What to produce - Return all the data below as it stands, minus the pictures.

Records supplied -
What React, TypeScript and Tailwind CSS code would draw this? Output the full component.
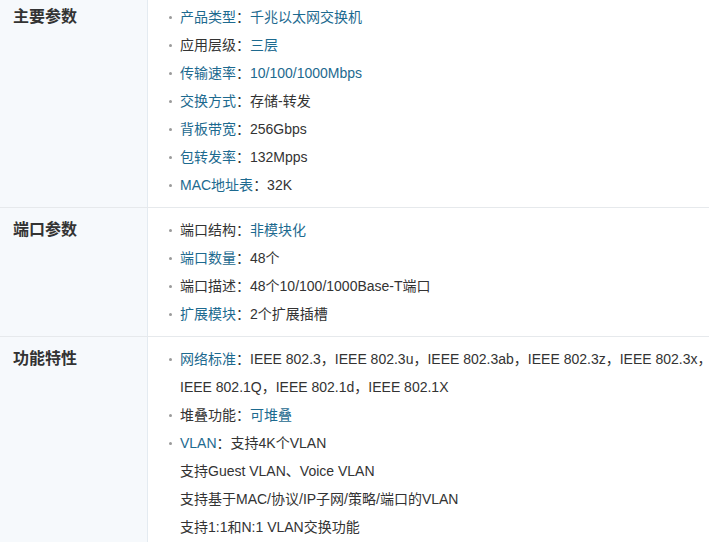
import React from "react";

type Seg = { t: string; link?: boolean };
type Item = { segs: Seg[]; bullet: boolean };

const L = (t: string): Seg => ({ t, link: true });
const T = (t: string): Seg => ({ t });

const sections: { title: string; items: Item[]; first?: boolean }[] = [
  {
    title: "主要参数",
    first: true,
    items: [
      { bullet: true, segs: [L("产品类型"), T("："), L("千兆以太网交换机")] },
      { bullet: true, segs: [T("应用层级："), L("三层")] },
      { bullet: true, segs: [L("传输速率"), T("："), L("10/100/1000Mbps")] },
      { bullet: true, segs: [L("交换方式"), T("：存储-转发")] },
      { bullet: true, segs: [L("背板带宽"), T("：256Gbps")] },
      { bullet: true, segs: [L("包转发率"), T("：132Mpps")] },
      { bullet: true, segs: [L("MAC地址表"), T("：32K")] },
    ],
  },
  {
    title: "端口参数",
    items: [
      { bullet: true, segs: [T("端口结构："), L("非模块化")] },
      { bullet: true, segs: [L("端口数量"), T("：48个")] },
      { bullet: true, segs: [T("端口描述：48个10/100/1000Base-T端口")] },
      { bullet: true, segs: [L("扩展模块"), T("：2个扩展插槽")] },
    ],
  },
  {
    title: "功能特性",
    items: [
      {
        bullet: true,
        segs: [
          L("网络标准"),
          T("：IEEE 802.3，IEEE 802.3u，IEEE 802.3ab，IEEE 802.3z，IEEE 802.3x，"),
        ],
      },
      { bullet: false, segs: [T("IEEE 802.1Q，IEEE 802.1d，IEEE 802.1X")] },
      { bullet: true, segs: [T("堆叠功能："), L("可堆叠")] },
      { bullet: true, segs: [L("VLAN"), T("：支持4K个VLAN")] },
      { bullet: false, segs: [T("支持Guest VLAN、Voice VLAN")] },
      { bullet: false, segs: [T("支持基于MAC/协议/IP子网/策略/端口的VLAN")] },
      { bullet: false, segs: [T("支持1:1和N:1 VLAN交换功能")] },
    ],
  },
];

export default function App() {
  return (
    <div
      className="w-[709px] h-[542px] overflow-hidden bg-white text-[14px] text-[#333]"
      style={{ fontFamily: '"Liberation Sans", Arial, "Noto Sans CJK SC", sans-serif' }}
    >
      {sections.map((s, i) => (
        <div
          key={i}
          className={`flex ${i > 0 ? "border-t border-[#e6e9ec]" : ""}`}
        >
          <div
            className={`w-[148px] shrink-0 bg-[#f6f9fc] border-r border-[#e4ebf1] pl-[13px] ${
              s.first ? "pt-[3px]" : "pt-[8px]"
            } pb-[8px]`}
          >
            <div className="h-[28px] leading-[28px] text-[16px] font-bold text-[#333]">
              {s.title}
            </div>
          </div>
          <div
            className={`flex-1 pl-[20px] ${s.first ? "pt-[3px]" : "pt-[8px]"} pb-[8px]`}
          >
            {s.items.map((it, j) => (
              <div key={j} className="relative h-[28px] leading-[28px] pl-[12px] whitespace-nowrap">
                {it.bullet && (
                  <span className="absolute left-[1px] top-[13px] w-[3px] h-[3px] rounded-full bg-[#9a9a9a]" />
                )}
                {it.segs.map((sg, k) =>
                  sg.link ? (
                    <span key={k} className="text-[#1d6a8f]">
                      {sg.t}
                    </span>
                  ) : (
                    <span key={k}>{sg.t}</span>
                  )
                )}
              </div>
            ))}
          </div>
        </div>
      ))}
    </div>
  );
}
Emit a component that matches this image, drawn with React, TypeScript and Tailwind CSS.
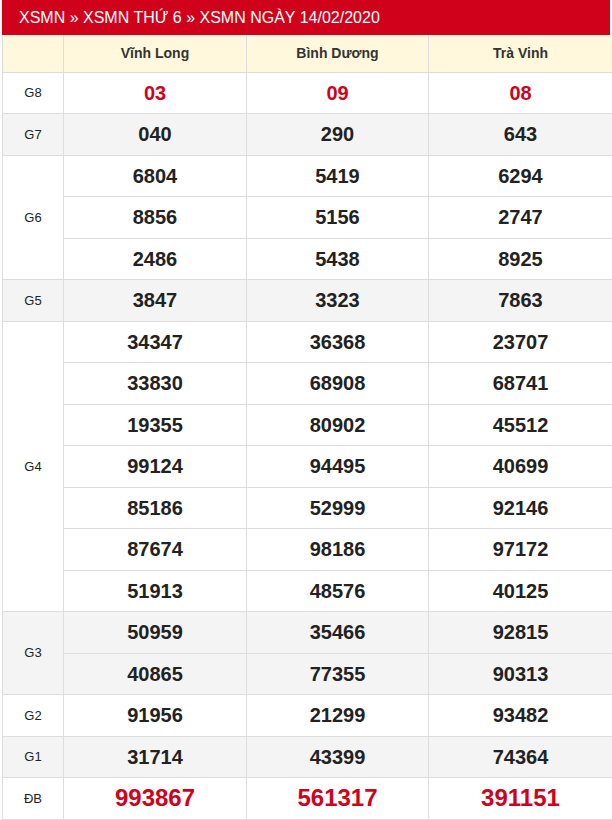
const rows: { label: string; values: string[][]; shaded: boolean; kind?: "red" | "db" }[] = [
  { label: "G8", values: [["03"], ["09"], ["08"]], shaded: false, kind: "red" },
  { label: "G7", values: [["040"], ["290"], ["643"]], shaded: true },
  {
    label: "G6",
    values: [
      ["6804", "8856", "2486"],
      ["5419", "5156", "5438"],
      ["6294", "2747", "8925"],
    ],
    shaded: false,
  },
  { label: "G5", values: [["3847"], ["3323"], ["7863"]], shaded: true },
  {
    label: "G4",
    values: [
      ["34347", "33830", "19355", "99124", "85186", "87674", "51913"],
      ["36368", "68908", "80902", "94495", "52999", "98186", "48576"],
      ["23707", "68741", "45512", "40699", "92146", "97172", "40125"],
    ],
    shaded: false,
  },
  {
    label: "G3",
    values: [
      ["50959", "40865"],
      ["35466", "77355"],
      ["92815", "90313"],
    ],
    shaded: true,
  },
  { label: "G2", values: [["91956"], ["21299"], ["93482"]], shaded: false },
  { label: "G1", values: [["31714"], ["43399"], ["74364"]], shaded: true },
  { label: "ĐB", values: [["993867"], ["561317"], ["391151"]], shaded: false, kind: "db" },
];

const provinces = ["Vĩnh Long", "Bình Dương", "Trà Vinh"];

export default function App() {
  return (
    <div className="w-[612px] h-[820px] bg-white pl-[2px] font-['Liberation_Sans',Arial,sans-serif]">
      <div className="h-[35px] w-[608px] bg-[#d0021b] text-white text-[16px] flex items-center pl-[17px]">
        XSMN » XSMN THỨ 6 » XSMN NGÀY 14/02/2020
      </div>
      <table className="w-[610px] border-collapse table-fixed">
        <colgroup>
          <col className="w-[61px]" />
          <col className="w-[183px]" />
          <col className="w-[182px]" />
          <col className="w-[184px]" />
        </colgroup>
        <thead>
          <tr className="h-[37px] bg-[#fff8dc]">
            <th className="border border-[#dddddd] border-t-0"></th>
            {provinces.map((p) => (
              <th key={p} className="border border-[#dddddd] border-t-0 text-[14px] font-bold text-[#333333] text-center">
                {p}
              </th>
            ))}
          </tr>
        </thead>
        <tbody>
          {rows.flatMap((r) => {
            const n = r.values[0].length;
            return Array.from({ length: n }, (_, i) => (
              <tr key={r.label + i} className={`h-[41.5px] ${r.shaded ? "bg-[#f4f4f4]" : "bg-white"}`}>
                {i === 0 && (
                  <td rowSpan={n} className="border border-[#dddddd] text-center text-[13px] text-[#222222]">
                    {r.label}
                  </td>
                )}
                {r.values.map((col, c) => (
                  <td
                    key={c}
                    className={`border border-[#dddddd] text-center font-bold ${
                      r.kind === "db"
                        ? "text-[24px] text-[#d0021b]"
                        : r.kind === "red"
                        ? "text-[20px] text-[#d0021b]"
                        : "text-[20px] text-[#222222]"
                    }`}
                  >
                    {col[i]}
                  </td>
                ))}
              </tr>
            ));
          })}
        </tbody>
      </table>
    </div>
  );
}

Result -
What React, TypeScript and Tailwind CSS code would draw this? Output the full component.
import React from "react";

type Seg = { t: string; link?: boolean };
type Item = { segs: Seg[]; bullet: boolean };

const L = (t: string): Seg => ({ t, link: true });
const T = (t: string): Seg => ({ t });

const sections: { title: string; items: Item[]; first?: boolean }[] = [
  {
    title: "主要参数",
    first: true,
    items: [
      { bullet: true, segs: [L("产品类型"), T("："), L("千兆以太网交换机")] },
      { bullet: true, segs: [T("应用层级："), L("三层")] },
      { bullet: true, segs: [L("传输速率"), T("："), L("10/100/1000Mbps")] },
      { bullet: true, segs: [L("交换方式"), T("：存储-转发")] },
      { bullet: true, segs: [L("背板带宽"), T("：256Gbps")] },
      { bullet: true, segs: [L("包转发率"), T("：132Mpps")] },
      { bullet: true, segs: [L("MAC地址表"), T("：32K")] },
    ],
  },
  {
    title: "端口参数",
    items: [
      { bullet: true, segs: [T("端口结构："), L("非模块化")] },
      { bullet: true, segs: [L("端口数量"), T("：48个")] },
      { bullet: true, segs: [T("端口描述：48个10/100/1000Base-T端口")] },
      { bullet: true, segs: [L("扩展模块"), T("：2个扩展插槽")] },
    ],
  },
  {
    title: "功能特性",
    items: [
      {
        bullet: true,
        segs: [
          L("网络标准"),
          T("：IEEE 802.3，IEEE 802.3u，IEEE 802.3ab，IEEE 802.3z，IEEE 802.3x，"),
        ],
      },
      { bullet: false, segs: [T("IEEE 802.1Q，IEEE 802.1d，IEEE 802.1X")] },
      { bullet: true, segs: [T("堆叠功能："), L("可堆叠")] },
      { bullet: true, segs: [L("VLAN"), T("：支持4K个VLAN")] },
      { bullet: false, segs: [T("支持Guest VLAN、Voice VLAN")] },
      { bullet: false, segs: [T("支持基于MAC/协议/IP子网/策略/端口的VLAN")] },
      { bullet: false, segs: [T("支持1:1和N:1 VLAN交换功能")] },
    ],
  },
];

export default function App() {
  return (
    <div
      className="w-[709px] h-[542px] overflow-hidden bg-white text-[14px] text-[#333]"
      style={{ fontFamily: '"Liberation Sans", Arial, "Noto Sans CJK SC", sans-serif' }}
    >
      {sections.map((s, i) => (
        <div
          key={i}
          className={`flex ${i > 0 ? "border-t border-[#e6e9ec]" : ""}`}
        >
          <div
            className={`w-[148px] shrink-0 bg-[#f6f9fc] border-r border-[#e4ebf1] pl-[13px] ${
              s.first ? "pt-[3px]" : "pt-[8px]"
            } pb-[8px]`}
          >
            <div className="h-[28px] leading-[28px] text-[16px] font-bold text-[#333]">
              {s.title}
            </div>
          </div>
          <div
            className={`flex-1 pl-[20px] ${s.first ? "pt-[3px]" : "pt-[8px]"} pb-[8px]`}
          >
            {s.items.map((it, j) => (
              <div key={j} className="relative h-[28px] leading-[28px] pl-[12px] whitespace-nowrap">
                {it.bullet && (
                  <span className="absolute left-[1px] top-[13px] w-[3px] h-[3px] rounded-full bg-[#9a9a9a]" />
                )}
                {it.segs.map((sg, k) =>
                  sg.link ? (
                    <span key={k} className="text-[#1d6a8f]">
                      {sg.t}
                    </span>
                  ) : (
                    <span key={k}>{sg.t}</span>
                  )
                )}
              </div>
            ))}
          </div>
        </div>
      ))}
    </div>
  );
}
Emit a component that matches this image, drawn with React, TypeScript and Tailwind CSS.
const rows: { label: string; values: string[][]; shaded: boolean; kind?: "red" | "db" }[] = [
  { label: "G8", values: [["03"], ["09"], ["08"]], shaded: false, kind: "red" },
  { label: "G7", values: [["040"], ["290"], ["643"]], shaded: true },
  {
    label: "G6",
    values: [
      ["6804", "8856", "2486"],
      ["5419", "5156", "5438"],
      ["6294", "2747", "8925"],
    ],
    shaded: false,
  },
  { label: "G5", values: [["3847"], ["3323"], ["7863"]], shaded: true },
  {
    label: "G4",
    values: [
      ["34347", "33830", "19355", "99124", "85186", "87674", "51913"],
      ["36368", "68908", "80902", "94495", "52999", "98186", "48576"],
      ["23707", "68741", "45512", "40699", "92146", "97172", "40125"],
    ],
    shaded: false,
  },
  {
    label: "G3",
    values: [
      ["50959", "40865"],
      ["35466", "77355"],
      ["92815", "90313"],
    ],
    shaded: true,
  },
  { label: "G2", values: [["91956"], ["21299"], ["93482"]], shaded: false },
  { label: "G1", values: [["31714"], ["43399"], ["74364"]], shaded: true },
  { label: "ĐB", values: [["993867"], ["561317"], ["391151"]], shaded: false, kind: "db" },
];

const provinces = ["Vĩnh Long", "Bình Dương", "Trà Vinh"];

export default function App() {
  return (
    <div className="w-[612px] h-[820px] bg-white pl-[2px] font-['Liberation_Sans',Arial,sans-serif]">
      <div className="h-[35px] w-[608px] bg-[#d0021b] text-white text-[16px] flex items-center pl-[17px]">
        XSMN » XSMN THỨ 6 » XSMN NGÀY 14/02/2020
      </div>
      <table className="w-[610px] border-collapse table-fixed">
        <colgroup>
          <col className="w-[61px]" />
          <col className="w-[183px]" />
          <col className="w-[182px]" />
          <col className="w-[184px]" />
        </colgroup>
        <thead>
          <tr className="h-[37px] bg-[#fff8dc]">
            <th className="border border-[#dddddd] border-t-0"></th>
            {provinces.map((p) => (
              <th key={p} className="border border-[#dddddd] border-t-0 text-[14px] font-bold text-[#333333] text-center">
                {p}
              </th>
            ))}
          </tr>
        </thead>
        <tbody>
          {rows.flatMap((r) => {
            const n = r.values[0].length;
            return Array.from({ length: n }, (_, i) => (
              <tr key={r.label + i} className={`h-[41.5px] ${r.shaded ? "bg-[#f4f4f4]" : "bg-white"}`}>
                {i === 0 && (
                  <td rowSpan={n} className="border border-[#dddddd] text-center text-[13px] text-[#222222]">
                    {r.label}
                  </td>
                )}
                {r.values.map((col, c) => (
                  <td
                    key={c}
                    className={`border border-[#dddddd] text-center font-bold ${
                      r.kind === "db"
                        ? "text-[24px] text-[#d0021b]"
                        : r.kind === "red"
                        ? "text-[20px] text-[#d0021b]"
                        : "text-[20px] text-[#222222]"
                    }`}
                  >
                    {col[i]}
                  </td>
                ))}
              </tr>
            ));
          })}
        </tbody>
      </table>
    </div>
  );
}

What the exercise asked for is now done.